3. Service Levels and Service Credits
When transitioning to the cloud, it is essential to understand the level of service you will receive. This includes the service description and service level but should also deal with planned maintenance and what happens if the system goes down. Don’t expect the supplier’s standard form agreement to be generous in terms of service credits for failure to meet the service levels or unplanned downtime. Generally the supplier will want these capped at a percentage of the fees and normally they will be expressed as the exclusive remedy for breach of the service levels.
This may or may not be appropriate depending on the circumstances and I suggest the supplier’s standard template should be challenged and amended as necessary.
4. Limitation of Liability
Many cloud solution suppliers (especially SaaS) take a very strict line on the types of liability they will accept so carefully review (and challenge where necessary) the list of exclusions (e.g. loss of data, revenue etc.) and the proposed liability caps. Pay particular attention to whether key warranties and indemnities (especially IP) fall within these caps.
Although many may perceive these clauses as purely legal issues, the commercial impact can be substantial and therefore worthy of detailed consideration by the hotel management team. At the end of the day, you need to achieve a balance of risks equitable for both parties considering the specifics of your cloud project.

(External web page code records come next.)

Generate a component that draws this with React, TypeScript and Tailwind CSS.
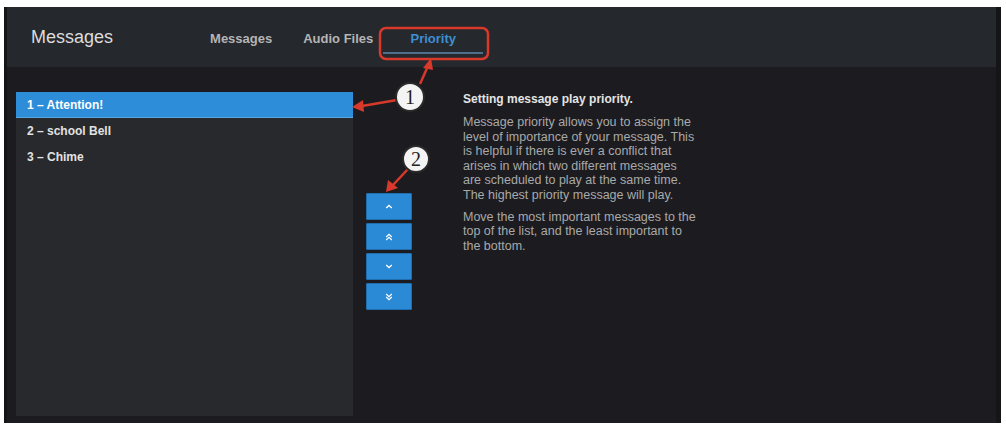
import React from "react";

const font = "font-['Liberation_Sans',Arial,sans-serif]";

function ChevronUp() {
  return (
    <svg width="8" height="5" viewBox="0 0 8 5" fill="none">
      <path d="M1.2 4 L4 1.4 L6.8 4" stroke="white" strokeWidth="1.3" />
    </svg>
  );
}
function ChevronDown() {
  return (
    <svg width="8" height="5" viewBox="0 0 8 5" fill="none">
      <path d="M1.2 1 L4 3.6 L6.8 1" stroke="white" strokeWidth="1.3" />
    </svg>
  );
}
function DoubleUp() {
  return (
    <svg width="8" height="8" viewBox="0 0 8 8" fill="none">
      <path d="M1.2 4 L4 1.4 L6.8 4" stroke="white" strokeWidth="1.2" />
      <path d="M1.2 7 L4 4.4 L6.8 7" stroke="white" strokeWidth="1.2" />
    </svg>
  );
}
function DoubleDown() {
  return (
    <svg width="8" height="8" viewBox="0 0 8 8" fill="none">
      <path d="M1.2 1 L4 3.6 L6.8 1" stroke="white" strokeWidth="1.2" />
      <path d="M1.2 4 L4 6.6 L6.8 4" stroke="white" strokeWidth="1.2" />
    </svg>
  );
}

const items = ["1 – Attention!", "2 – school Bell", "3 – Chime"];

const para1 = [
  "Message priority allows you to assign the",
  "level of importance of your message. This",
  "is helpful if there is ever a conflict that",
  "arises in which two different messages",
  "are scheduled to play at the same time.",
  "The highest priority message will play.",
];
const para2 = [
  "Move the most important messages to the",
  "top of the list, and the least important to",
  "the bottom.",
];

function Callouts() {
  const red = "#d8392b";
  return (
    <svg
      className="absolute inset-0 pointer-events-none"
      width="1006"
      height="426"
      viewBox="0 0 1006 426"
    >
      <rect x="380" y="28" width="108" height="31" rx="6" fill="none" stroke={red} strokeWidth="2.5" />
      {/* arrow to the Priority tab */}
      <line x1="420" y1="84" x2="428" y2="66" stroke={red} strokeWidth="2.5" />
      <polygon points="431,58 423,68 433,70" fill={red} />
      {/* arrow to the first list row */}
      <line x1="397" y1="100" x2="362" y2="106" stroke={red} strokeWidth="2.5" />
      <polygon points="352,107 363,100 364,112" fill={red} />
      {/* arrow to the move buttons */}
      <line x1="408" y1="169" x2="393" y2="185" stroke={red} strokeWidth="2.5" />
      <polygon points="386,192 388,180 398,188" fill={red} />
      <circle cx="410" cy="97" r="14" fill="#f4f4f4" stroke="#2a2a2a" strokeWidth="2" />
      <text x="410" y="104" textAnchor="middle" fontFamily="'Liberation Serif', serif" fontSize="20" fill="#222">1</text>
      <circle cx="416" cy="159" r="13" fill="#f4f4f4" stroke="#2a2a2a" strokeWidth="2" />
      <text x="416" y="166" textAnchor="middle" fontFamily="'Liberation Serif', serif" fontSize="20" fill="#222">2</text>
    </svg>
  );
}

export default function App() {
  return (
    <div className={`relative w-[1006px] h-[426px] bg-white pt-[7px] pl-[4px] ${font}`}>
      <div className="w-[997px] h-[416px] bg-[#1c1c20] flex flex-col border-l-[3px] border-r-[5px] border-[#151517]">
        {/* header */}
        <div className="h-[60px] shrink-0 bg-[#25282c] flex pl-[24px]">
          <div className="self-center text-[18px] text-[#dcdcdc] leading-[22px]">Messages</div>
          <div className="self-end pb-[13px] ml-[97px] flex items-end text-[13px] font-bold leading-[15px]">
            <div className="pb-[6px] border-b-2 border-transparent text-[#b5b5b5]">Messages</div>
            <div className="ml-[31px] pb-[6px] border-b-2 border-transparent text-[#b5b5b5]">Audio Files</div>
            <div className="ml-[10px] w-[100px] text-center pb-[6px] border-b-2 border-[#4d6f8c] text-[#3d8fd2]">
              Priority
            </div>
          </div>
        </div>
        {/* body */}
        <div className="flex flex-1 pl-[9px] pt-[25px] pb-[7px]">
          <div className="w-[337px] bg-[#27292d] flex flex-col">
            {items.map((t, i) => (
              <div
                key={t}
                className={`h-[26px] flex items-center px-[11px] text-[12px] font-bold ${
                  i === 0 ? "bg-[#2d8dd8] text-white border-b border-[#5aa6e0]" : "text-[#e2e2e2]"
                }`}
              >
                {t}
              </div>
            ))}
          </div>
          <div className="ml-[13px] mt-[101px] flex flex-col gap-[3px]">
            {[<ChevronUp key="a" />, <DoubleUp key="b" />, <ChevronDown key="c" />, <DoubleDown key="d" />].map(
              (icon, i) => (
                <div
                  key={i}
                  className="w-[46px] h-[27px] bg-[#2b8ad6] border border-[#1f6fb0] rounded-[1px] flex items-center justify-center"
                >
                  {icon}
                </div>
              )
            )}
          </div>
          <div className="ml-[51px] text-[12px] leading-[15px]">
            <div className="font-bold text-[#e4e4e4]">Setting message play priority.</div>
            <div className="mt-[8px] text-[12.5px] text-[#a9a9a9] leading-[14.6px]">
              {para1.map((l) => (
                <div key={l} className="whitespace-nowrap">{l}</div>
              ))}
            </div>
            <div className="mt-[7px] text-[12.5px] text-[#a9a9a9] leading-[14.8px]">
              {para2.map((l) => (
                <div key={l} className="whitespace-nowrap">{l}</div>
              ))}
            </div>
          </div>
        </div>
      </div>
      <Callouts />
    </div>
  );
}
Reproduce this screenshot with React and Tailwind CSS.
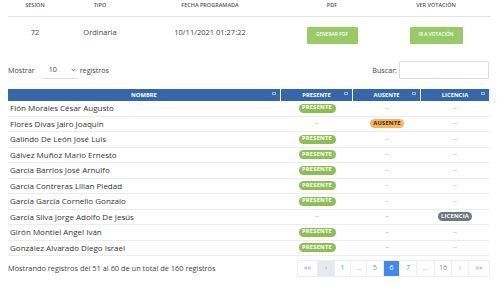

You should also consider what happens if it all goes wrong. Firstly, if there is a breach from your side (such as a delay in payment) should the supplier have the right to suspend or terminate the service? If these are revenue-generating cloud solutions then you would want to argue ‘no’ but, at a minimum, you should be provided the opportunity to remedy the breach. On the flip side, you need to be comfortable with your rights to terminate for the suppliers breach and similar scenarios so you are not locked in with an underperforming supplier. You also need adequate provisions dealing with what happens on termination e.g. transfer of data from the cloud solution back to you or an alternative supplier (in a suitable format).
Finally, before signing any cloud agreement, I would strongly suggest you run it past a good technology lawyer!